● Exercise aim: Transcribe all of the data exactly. Omit the pictures.

● Data shown:
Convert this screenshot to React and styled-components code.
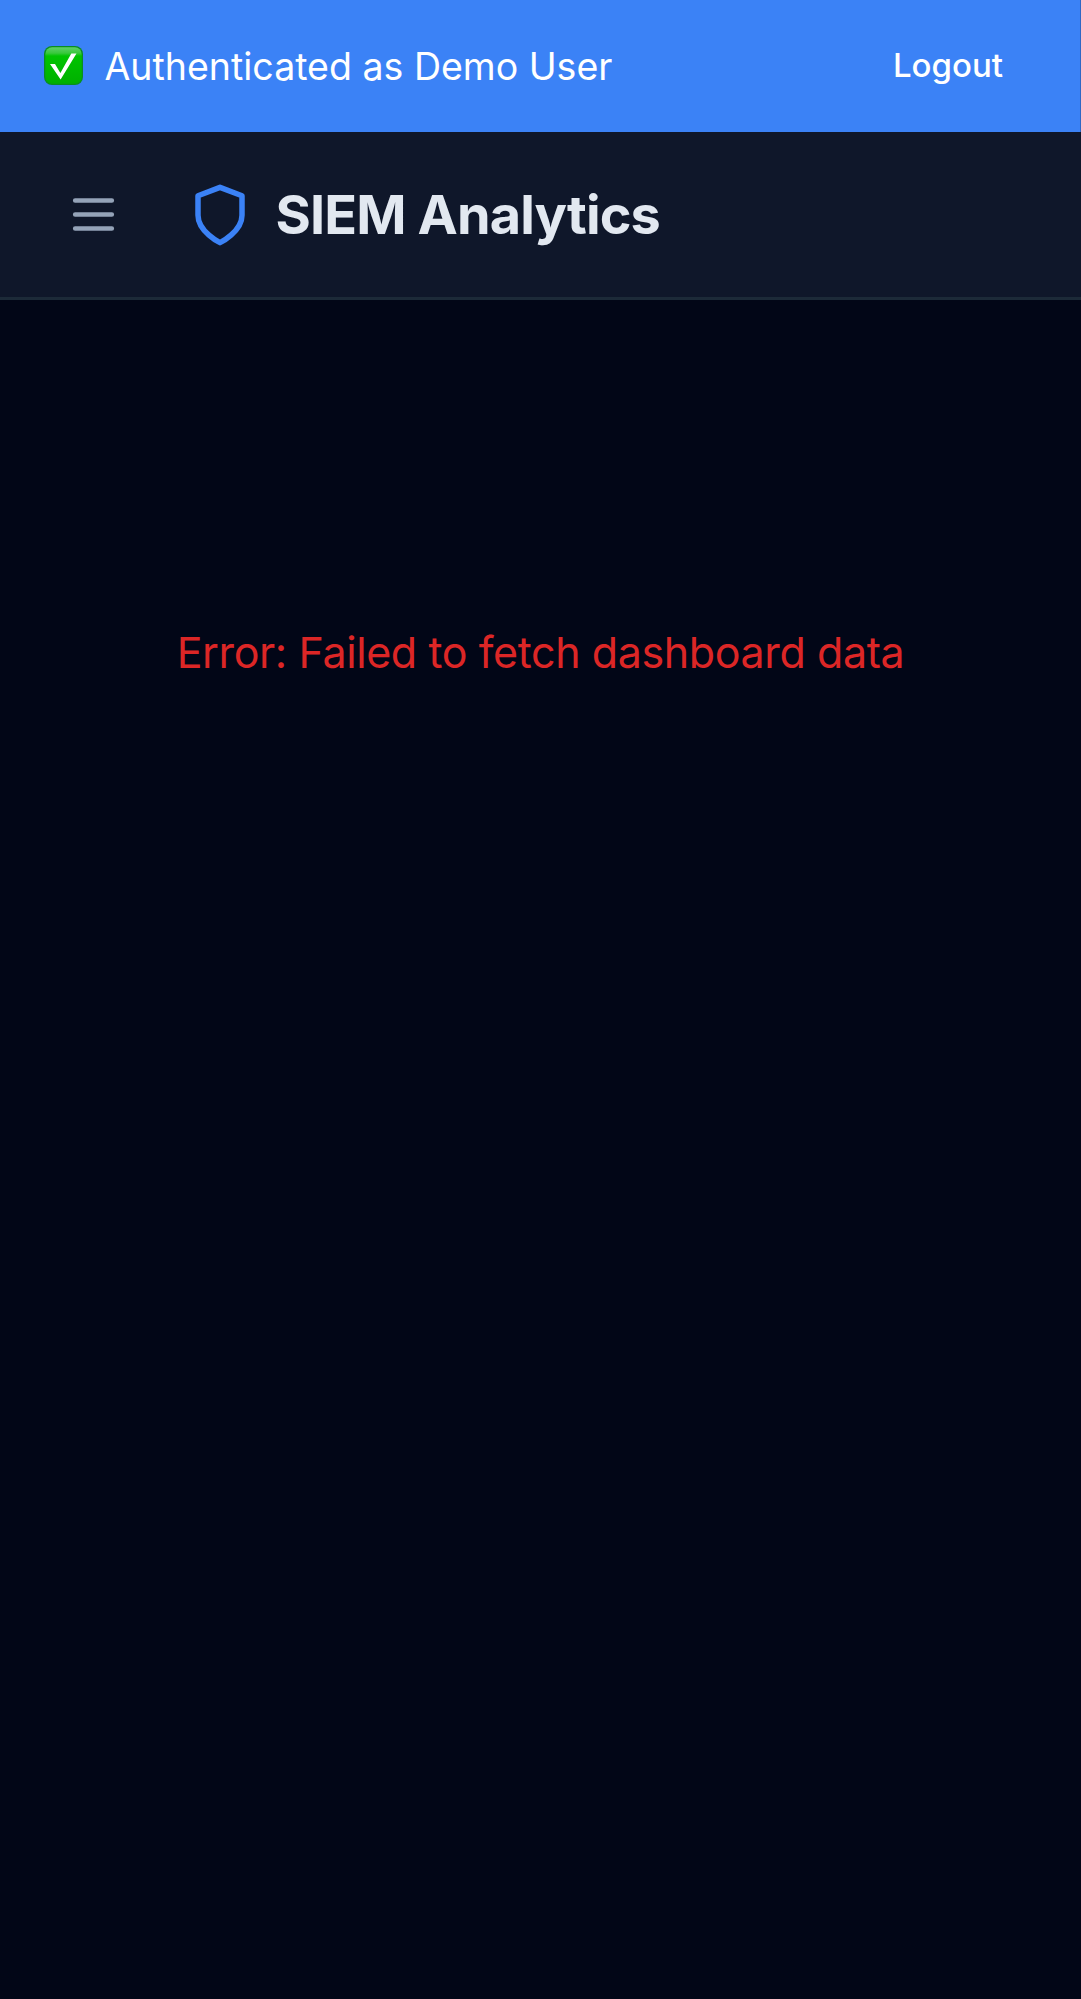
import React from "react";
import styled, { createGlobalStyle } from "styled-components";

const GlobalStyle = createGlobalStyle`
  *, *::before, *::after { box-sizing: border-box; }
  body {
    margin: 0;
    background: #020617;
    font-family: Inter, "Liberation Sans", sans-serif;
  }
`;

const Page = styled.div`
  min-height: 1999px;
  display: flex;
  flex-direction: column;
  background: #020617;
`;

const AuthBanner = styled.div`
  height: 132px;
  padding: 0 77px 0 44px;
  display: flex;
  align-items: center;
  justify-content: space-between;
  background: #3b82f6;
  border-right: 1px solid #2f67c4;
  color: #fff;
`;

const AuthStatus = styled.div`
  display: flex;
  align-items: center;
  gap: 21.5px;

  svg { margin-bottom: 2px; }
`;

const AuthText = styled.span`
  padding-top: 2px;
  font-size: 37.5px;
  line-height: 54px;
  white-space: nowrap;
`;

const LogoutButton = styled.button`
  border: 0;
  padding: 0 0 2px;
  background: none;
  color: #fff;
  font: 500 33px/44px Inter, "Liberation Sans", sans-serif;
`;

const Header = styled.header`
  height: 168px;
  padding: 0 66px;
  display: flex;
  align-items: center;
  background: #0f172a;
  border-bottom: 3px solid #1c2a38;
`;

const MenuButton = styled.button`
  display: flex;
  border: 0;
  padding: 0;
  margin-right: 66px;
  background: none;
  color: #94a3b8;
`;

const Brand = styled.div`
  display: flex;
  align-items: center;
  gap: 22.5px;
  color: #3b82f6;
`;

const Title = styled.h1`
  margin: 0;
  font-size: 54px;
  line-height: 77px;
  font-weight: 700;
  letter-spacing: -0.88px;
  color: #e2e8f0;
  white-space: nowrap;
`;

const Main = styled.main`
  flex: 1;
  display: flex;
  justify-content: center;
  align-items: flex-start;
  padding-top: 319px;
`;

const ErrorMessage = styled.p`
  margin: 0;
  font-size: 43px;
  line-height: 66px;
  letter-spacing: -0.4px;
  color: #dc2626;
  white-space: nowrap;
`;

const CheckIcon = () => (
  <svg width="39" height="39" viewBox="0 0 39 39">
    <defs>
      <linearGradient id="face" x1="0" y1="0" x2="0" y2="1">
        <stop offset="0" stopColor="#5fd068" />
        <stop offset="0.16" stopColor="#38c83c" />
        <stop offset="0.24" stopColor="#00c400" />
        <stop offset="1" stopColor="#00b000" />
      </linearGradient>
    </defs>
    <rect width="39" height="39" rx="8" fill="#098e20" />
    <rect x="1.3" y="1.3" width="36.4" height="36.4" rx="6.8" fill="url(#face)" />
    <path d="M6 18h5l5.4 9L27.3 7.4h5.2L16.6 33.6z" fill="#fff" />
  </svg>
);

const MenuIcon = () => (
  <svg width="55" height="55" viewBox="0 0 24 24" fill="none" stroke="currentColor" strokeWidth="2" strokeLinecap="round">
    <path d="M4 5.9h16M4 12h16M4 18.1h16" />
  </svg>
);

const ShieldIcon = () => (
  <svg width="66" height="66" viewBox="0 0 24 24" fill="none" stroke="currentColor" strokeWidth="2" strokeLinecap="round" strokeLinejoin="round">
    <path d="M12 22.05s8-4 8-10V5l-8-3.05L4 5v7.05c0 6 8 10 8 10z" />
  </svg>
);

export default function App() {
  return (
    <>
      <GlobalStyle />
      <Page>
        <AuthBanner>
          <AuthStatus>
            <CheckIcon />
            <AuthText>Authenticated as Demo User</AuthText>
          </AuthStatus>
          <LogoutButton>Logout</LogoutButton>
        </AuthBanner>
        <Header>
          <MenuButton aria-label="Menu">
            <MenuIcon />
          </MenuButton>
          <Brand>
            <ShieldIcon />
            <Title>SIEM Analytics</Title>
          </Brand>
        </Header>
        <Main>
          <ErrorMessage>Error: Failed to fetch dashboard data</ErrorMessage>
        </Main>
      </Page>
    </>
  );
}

● Written response:
Convert this screenshot to React and styled-components code.
import React from "react";
import styled, { createGlobalStyle } from "styled-components";

const GlobalStyle = createGlobalStyle`
  *, *::before, *::after { box-sizing: border-box; }
  body {
    margin: 0;
    background: #020617;
    font-family: Inter, "Liberation Sans", sans-serif;
  }
`;

const Page = styled.div`
  min-height: 1999px;
  display: flex;
  flex-direction: column;
  background: #020617;
`;

const AuthBanner = styled.div`
  height: 132px;
  padding: 0 77px 0 44px;
  display: flex;
  align-items: center;
  justify-content: space-between;
  background: #3b82f6;
  border-right: 1px solid #2f67c4;
  color: #fff;
`;

const AuthStatus = styled.div`
  display: flex;
  align-items: center;
  gap: 21.5px;

  svg { margin-bottom: 2px; }
`;

const AuthText = styled.span`
  padding-top: 2px;
  font-size: 37.5px;
  line-height: 54px;
  white-space: nowrap;
`;

const LogoutButton = styled.button`
  border: 0;
  padding: 0 0 2px;
  background: none;
  color: #fff;
  font: 500 33px/44px Inter, "Liberation Sans", sans-serif;
`;

const Header = styled.header`
  height: 168px;
  padding: 0 66px;
  display: flex;
  align-items: center;
  background: #0f172a;
  border-bottom: 3px solid #1c2a38;
`;

const MenuButton = styled.button`
  display: flex;
  border: 0;
  padding: 0;
  margin-right: 66px;
  background: none;
  color: #94a3b8;
`;

const Brand = styled.div`
  display: flex;
  align-items: center;
  gap: 22.5px;
  color: #3b82f6;
`;

const Title = styled.h1`
  margin: 0;
  font-size: 54px;
  line-height: 77px;
  font-weight: 700;
  letter-spacing: -0.88px;
  color: #e2e8f0;
  white-space: nowrap;
`;

const Main = styled.main`
  flex: 1;
  display: flex;
  justify-content: center;
  align-items: flex-start;
  padding-top: 319px;
`;

const ErrorMessage = styled.p`
  margin: 0;
  font-size: 43px;
  line-height: 66px;
  letter-spacing: -0.4px;
  color: #dc2626;
  white-space: nowrap;
`;

const CheckIcon = () => (
  <svg width="39" height="39" viewBox="0 0 39 39">
    <defs>
      <linearGradient id="face" x1="0" y1="0" x2="0" y2="1">
        <stop offset="0" stopColor="#5fd068" />
        <stop offset="0.16" stopColor="#38c83c" />
        <stop offset="0.24" stopColor="#00c400" />
        <stop offset="1" stopColor="#00b000" />
      </linearGradient>
    </defs>
    <rect width="39" height="39" rx="8" fill="#098e20" />
    <rect x="1.3" y="1.3" width="36.4" height="36.4" rx="6.8" fill="url(#face)" />
    <path d="M6 18h5l5.4 9L27.3 7.4h5.2L16.6 33.6z" fill="#fff" />
  </svg>
);

const MenuIcon = () => (
  <svg width="55" height="55" viewBox="0 0 24 24" fill="none" stroke="currentColor" strokeWidth="2" strokeLinecap="round">
    <path d="M4 5.9h16M4 12h16M4 18.1h16" />
  </svg>
);

const ShieldIcon = () => (
  <svg width="66" height="66" viewBox="0 0 24 24" fill="none" stroke="currentColor" strokeWidth="2" strokeLinecap="round" strokeLinejoin="round">
    <path d="M12 22.05s8-4 8-10V5l-8-3.05L4 5v7.05c0 6 8 10 8 10z" />
  </svg>
);

export default function App() {
  return (
    <>
      <GlobalStyle />
      <Page>
        <AuthBanner>
          <AuthStatus>
            <CheckIcon />
            <AuthText>Authenticated as Demo User</AuthText>
          </AuthStatus>
          <LogoutButton>Logout</LogoutButton>
        </AuthBanner>
        <Header>
          <MenuButton aria-label="Menu">
            <MenuIcon />
          </MenuButton>
          <Brand>
            <ShieldIcon />
            <Title>SIEM Analytics</Title>
          </Brand>
        </Header>
        <Main>
          <ErrorMessage>Error: Failed to fetch dashboard data</ErrorMessage>
        </Main>
      </Page>
    </>
  );
}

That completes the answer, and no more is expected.